The Debate Over “Least Restrictive” Education

Federal education law in the United States requires that students with disabilities be educated in the “least restrictive environment” possible, typically interpreted as placement alongside hearing peers. For deaf children, this has often meant mainstream classrooms with speech-based instruction, an arrangement that aligns naturally with oralist principles.

But research from Gallaudet University challenges this interpretation directly. A study examining deaf and hard-of-hearing students’ experiences found that physically integrated settings often created more restrictive experiences when they lacked meaningful language and communication access. For deaf students, the researchers concluded, “restrictiveness” is rooted more in communication barriers than in physical separation from hearing peers. A mainstream classroom where a deaf child can’t fully understand or participate may be more isolating than a deaf school where communication flows freely.

Academic Outcomes Across Approaches

One of the most persistent questions in deaf education is whether oral-only or bilingual approaches produce better academic results. The answer is less clear-cut than either side of the debate might suggest.

A study of 179 deaf students aged 8 to 18 found a statistically significant reading advantage for children in a bilingual ASL-English program compared to national norms for deaf children. But the advantage was small, about 1%, and held only for the 8-to-12 age group. Broader evaluations have found little evidence for long-term academic benefits of bilingual deaf education beyond elementary school. A large Swedish study comparing 2,144 deaf individuals educated before and during the bilingual era found that while academic attainment among deaf students rose during the bilingual period, it rose among hearing students too, leaving the achievement gap unchanged.

Research on college-bound deaf students found that better self-reported spoken language skills were positively associated with achievement in some academic areas, while better self-reported sign language skills correlated with lower achievement in others. These findings are complicated by the fact that students with stronger spoken language skills often had more residual hearing or earlier access to technology, making it difficult to separate the effect of the communication method from the effect of hearing level.

Impact on Deaf Culture and Identity

Beyond academic metrics, oralism shaped something harder to measure: how deaf people see themselves. For generations, deaf children in oral schools were taught, implicitly or explicitly, that signing was inferior and that success meant passing as hearing. Many alumni of oral programs describe childhoods defined by exhausting effort to lip-read and speak, with limited ability to do either well enough for easy conversation.
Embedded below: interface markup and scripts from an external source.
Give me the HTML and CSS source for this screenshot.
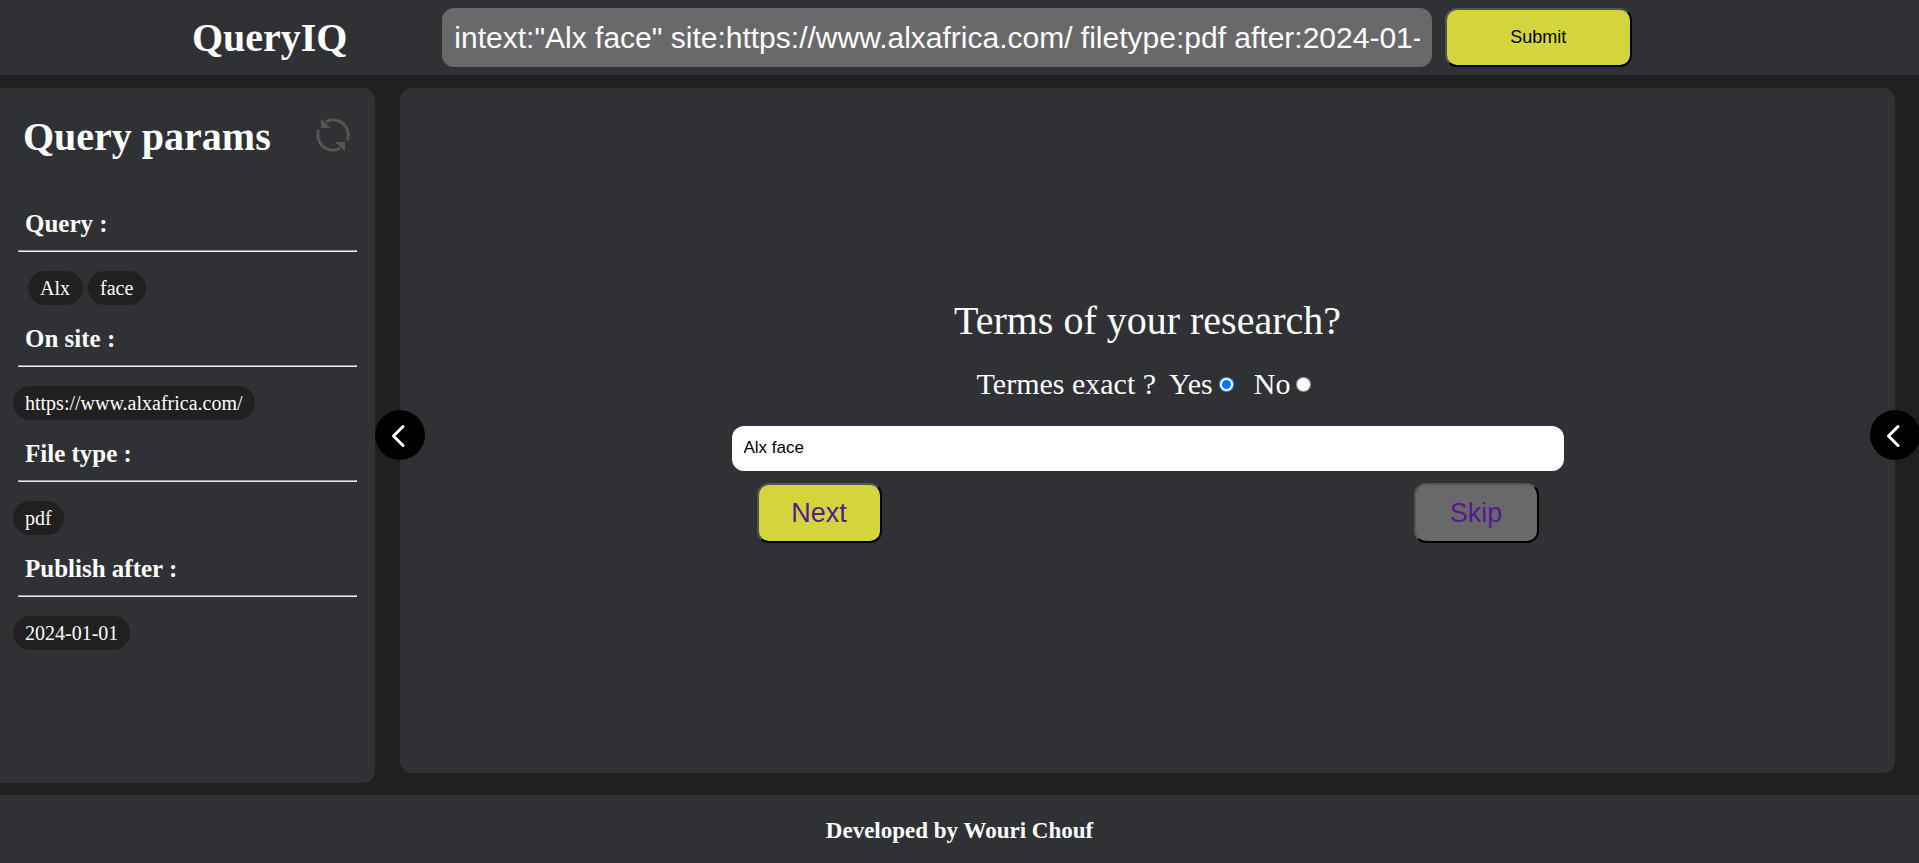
FILE: index.html
```html
<!DOCTYPE html>
<html lang="en">
<head>
<meta charset="utf-8">
<meta name="viewport" content="width=device-width, initial-scale=1">
<title>QueryIQ</title>
<link rel="stylesheet" href="styles.css">
</head>
<body>
<header class="header">
  <h1 class="logo">QueryIQ</h1>
  <form class="search">
    <input class="search-input" type="text" aria-label="Generated query" value='intext:"Alx face" site:https://www.alxafrica.com/ filetype:pdf after:2024-01-01'>
    <button class="btn submit" type="button">Submit</button>
  </form>
</header>

<div class="content">
  <aside class="sidebar">
    <div class="sidebar-head">
      <h2 class="sidebar-title">Query params</h2>
      <button class="reset" type="button" aria-label="Reset">
        <svg width="34" height="34" viewBox="0 0 34 34" fill="none" stroke="#55574f" stroke-width="3">
          <path d="M10 3.700A15 15 0 0 1 31.300 22"/>
          <path d="M24 30.300A15 15 0 0 1 2.700 12"/>
          <path d="M5 1v9h10z M29 33v-9H19z" fill="#55574f" stroke="none"/>
        </svg>
      </button>
    </div>
    <section class="param">
      <h3 class="param-title">Query :</h3>
      <hr class="rule">
      <div class="chips words"><span class="chip">Alx</span><span class="chip">face</span></div>
    </section>
    <section class="param">
      <h3 class="param-title">On site :</h3>
      <hr class="rule">
      <div class="chips"><span class="chip">https://www.alxafrica.com/</span></div>
    </section>
    <section class="param">
      <h3 class="param-title">File type :</h3>
      <hr class="rule">
      <div class="chips"><span class="chip">pdf</span></div>
    </section>
    <section class="param">
      <h3 class="param-title">Publish after :</h3>
      <hr class="rule">
      <div class="chips"><span class="chip">2024-01-01</span></div>
    </section>
  </aside>

  <main class="panel">
    <button class="toggle toggle-left" type="button" aria-label="Collapse parameters">
      <svg width="50" height="50" viewBox="0 0 50 50" fill="none" stroke="#fff" stroke-width="3" stroke-linecap="round" stroke-linejoin="round"><path d="M28 16.500L18.500 26 28 35.500"/></svg>
    </button>
    <form class="question">
      <label class="question-title" for="terms">Terms of your research?</label>
      <div class="exact">
        <span>Termes exact ?</span>
        <label class="choice">Yes<input class="radio" type="radio" name="exact" checked></label>
        <label class="choice">No<input class="radio" type="radio" name="exact"></label>
      </div>
      <input class="terms" id="terms" type="text" value="Alx face">
      <div class="actions">
        <button class="btn step next" type="button">Next</button>
        <button class="btn step skip" type="button">Skip</button>
      </div>
    </form>
    <button class="toggle toggle-right" type="button" aria-label="Open results">
      <svg width="50" height="50" viewBox="0 0 50 50" fill="none" stroke="#fff" stroke-width="3" stroke-linecap="round" stroke-linejoin="round"><path d="M28 16.500L18.500 26 28 35.500"/></svg>
    </button>
  </main>
</div>

<footer class="footer">Developed by Wouri Chouf</footer>
</body>
</html>
```
FILE: styles.css
```css
* {
  box-sizing: border-box;
}

body {
  margin: 0;
  min-height: 100vh;
  display: flex;
  flex-direction: column;
  overflow-x: hidden;
  background: #202020;
  color: #fff;
  font-family: "Liberation Serif", "Times New Roman", serif;
}

h1, h2, h3 {
  margin: 0;
}

input, button {
  font-family: "Liberation Sans", Arial, sans-serif;
}

.header {
  display: flex;
  align-items: center;
  padding: 8px 0;
  background: #303134;
}

.logo {
  width: 23%;
  padding-left: 10%;
  font-size: 40px;
  line-height: 46px;
}

.search {
  flex: 1;
  display: flex;
  gap: 13px;
  padding-left: 1px;
}

.search-input {
  width: 67%;
  padding: 0 12px;
  border: 0;
  border-radius: 12px;
  background: #69696b;
  color: #fff;
  font-size: 30px;
}

.btn {
  border: 2px outset #000;
  border-radius: 12px;
  background: #d4d53c;
  color: #000;
}

.submit {
  width: 187px;
  height: 59px;
  font-size: 18px;
}

.content {
  flex: 1;
  display: flex;
  gap: 25px;
  padding: 13px 24px 12px 0;
}

.sidebar {
  width: 375px;
  flex: none;
  padding: 26px 18px 0;
  border-radius: 0 12px 12px 0;
  background: #303134;
}

.sidebar-head {
  display: flex;
  align-items: flex-start;
  justify-content: space-between;
  margin-bottom: 49px;
  padding: 0 7px 0 5px;
}

.sidebar-title {
  font-size: 40px;
  line-height: 46px;
}

.reset {
  display: flex;
  padding: 4px 0 0;
  border: 0;
  background: none;
}

.param {
  margin-bottom: 19px;
}

.param-title {
  padding-left: 7px;
  font-size: 25px;
  line-height: 30px;
}

.rule {
  margin: 11px 0 19px;
  border: 1px inset #eee;
}

.chips {
  display: flex;
  gap: 5px;
  margin-left: -5px;
}

.words {
  margin-left: 10px;
}

.chip {
  padding: 6px 12px;
  border-radius: 17px;
  background: #202020;
  font-size: 20px;
  line-height: 22px;
}

.words .chip {
  padding-right: 13px;
}

.panel {
  position: relative;
  flex: 1;
  display: flex;
  align-items: center;
  justify-content: center;
  margin-bottom: 10px;
  border-radius: 12px;
  background: #303134;
}

.toggle {
  position: absolute;
  top: 322px;
  width: 50px;
  height: 50px;
  padding: 0;
  border: 0;
  border-radius: 50%;
  background: #000;
}

.toggle svg {
  display: block;
}

.toggle-left {
  left: -25px;
}

.toggle-right {
  right: -25px;
}

.question {
  width: 832px;
  display: flex;
  flex-direction: column;
  align-items: center;
  padding-bottom: 20px;
}

.question-title {
  font-size: 40px;
  line-height: 46px;
}

.exact {
  display: flex;
  gap: 13px;
  margin: 22px 0 24px;
  font-size: 30px;
  line-height: 36px;
}

.choice {
  display: flex;
  align-items: center;
  margin-right: 7px;
}

.radio {
  width: 15px;
  height: 15px;
  margin: 0 0 0 6px;
}

.terms {
  width: 100%;
  height: 45px;
  padding: 0 12px 2px;
  border: 0;
  border-radius: 12px;
  background: #fff;
  color: #000;
  font-size: 17px;
}

.actions {
  align-self: stretch;
  display: flex;
  justify-content: space-between;
  padding: 12px 25px 0;
}

.step {
  width: 125px;
  height: 60px;
  color: #551a8b;
  font-size: 27px;
}

.skip {
  background: #69696b;
}

.footer {
  padding: 24px 0 20px;
  background: #303134;
  font-size: 23px;
  font-weight: bold;
  line-height: 24px;
  text-align: center;
}
```
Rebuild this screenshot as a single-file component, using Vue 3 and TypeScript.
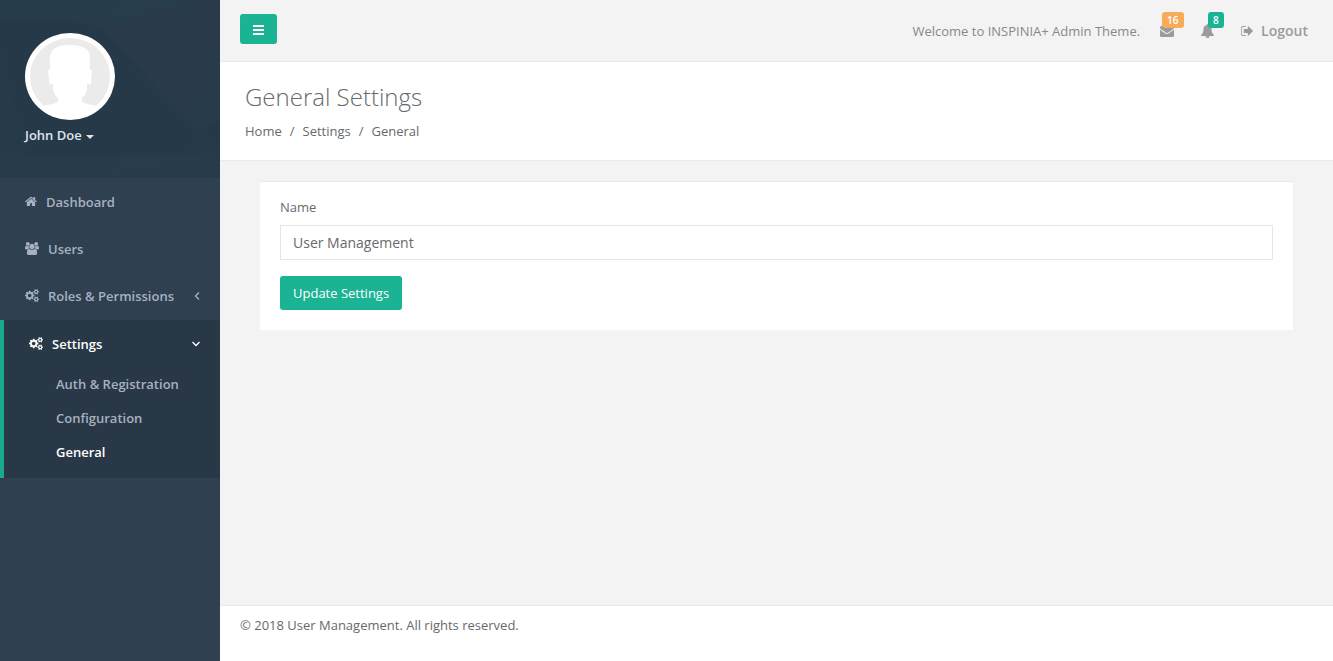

The Deaf community, which uses a capital “D” to denote a cultural and linguistic identity rather than an audiological condition, has long viewed oralism as an attempt to erase their language and culture. Sign languages are full, natural languages with their own grammar and syntax. Suppressing them in favor of speech meant denying deaf children access to the one language they could acquire as effortlessly as hearing children acquire spoken language.

The 1880 Milan resolution was formally rejected by the International Congress on Education of the Deaf in 2010, 130 years after it was passed. Today, most experts in deaf education advocate for early access to both sign language and spoken language when possible, recognizing that protecting the language acquisition window matters more than choosing one modality over the other.